What pulled them together was more than timing. They discovered a string of coincidences that felt like fate. They’d both gone to the same university in England, lived across the street from one another without ever crossing paths, shared a mutual close friend, and Liselotte had once even tried to book a tattoo at the studio Ketzia was working at! Those overlaps inspired their fate and tarot inspired wedding theme. They cast themselves as the sun and the moon, surrounded by their people as the stars.

“We are artistic, colourful and didn’t want a basic wedding”, they began. “Every part of the day was bright, joyful, and artistic. We had a blended Jewish-Singaporean wedding. We both had the experience of loving our respective cultures, but not quite fitting into the traditional expectations. So we kept things traditional with a twist.”

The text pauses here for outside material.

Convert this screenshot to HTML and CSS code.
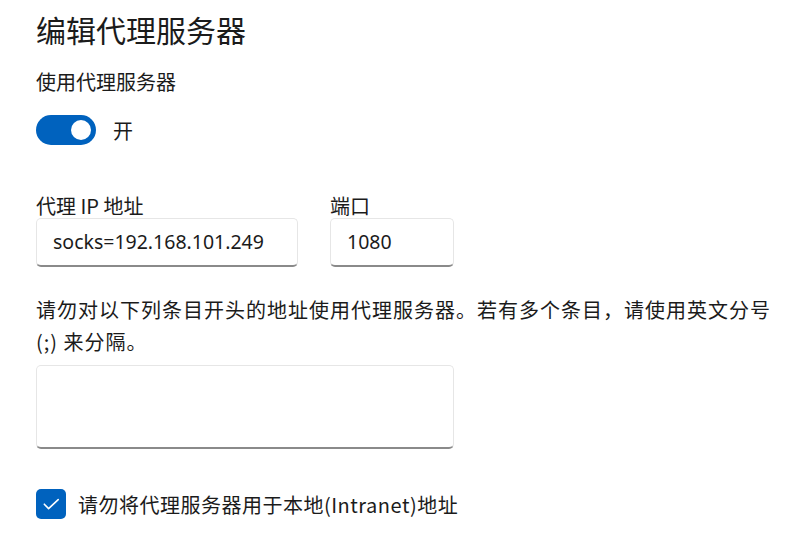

To honour Liselotte’s Singaporean background, they held a tea ceremony the day before and their reception food came from a local Singaporean/Malaysian restaurant. To honour Ketzia’s Jewish heritage, they held a queer Jewish ceremony. Her brother Tzevi, who always joked he was a rabbi in another life, officiated. Together they made the chuppah decorated with an intertwined sun and moon, and decorated with faux flowers. Seven friends gave the seven blessings, some even phoning in from Singapore.

The couple walked down the aisle together to Hozier’s First Light and back out to Harry Styles’ Golden. Both songs spoke to the moment when sun and moon meet. They wrote their vows separately, but somehow ended them with the exact same promises.

The reception carried their theme further. Guests were guided to their tables by custom-illustrated cards in envelopes, each one matching the table’s décor. Every table took its name from a card. They swapped a traditional guestbook for a scrapbook and Polaroids, letting their community of artists fill the night with doodles and collages. They made wooden bookmarks that doubled as favours and had a tarot reader onsite for anyone who wanted to get a reading.

A DIY approach shaped the whole wedding. “I loved designing the day,” Ketzia said. “Designing each piece of stationery, planning the table settings, making flower arrangements. My family is big on crafting, so this was a fun opportunity to come together and make something beautiful.” But they learned that DIY didn’t necessarily mean cheaper. Half of their $45,000 budget ended up going to the food (and additional rentals they needed to add as they used a restaurant not a traditional wedding caterer) but serving food that honoured Liselotte’s heritage mattered too much to cut corners.

The only regret was not seeing each other before the wedding. “While the first look was very special, missing out on being with my partner for half of the day was the hardest part,” Ketzia explained.

“It’s cheesy to say, but being with each other was the best part of the day”, they concluded. “We didn’t leave each other’s side for even a second.”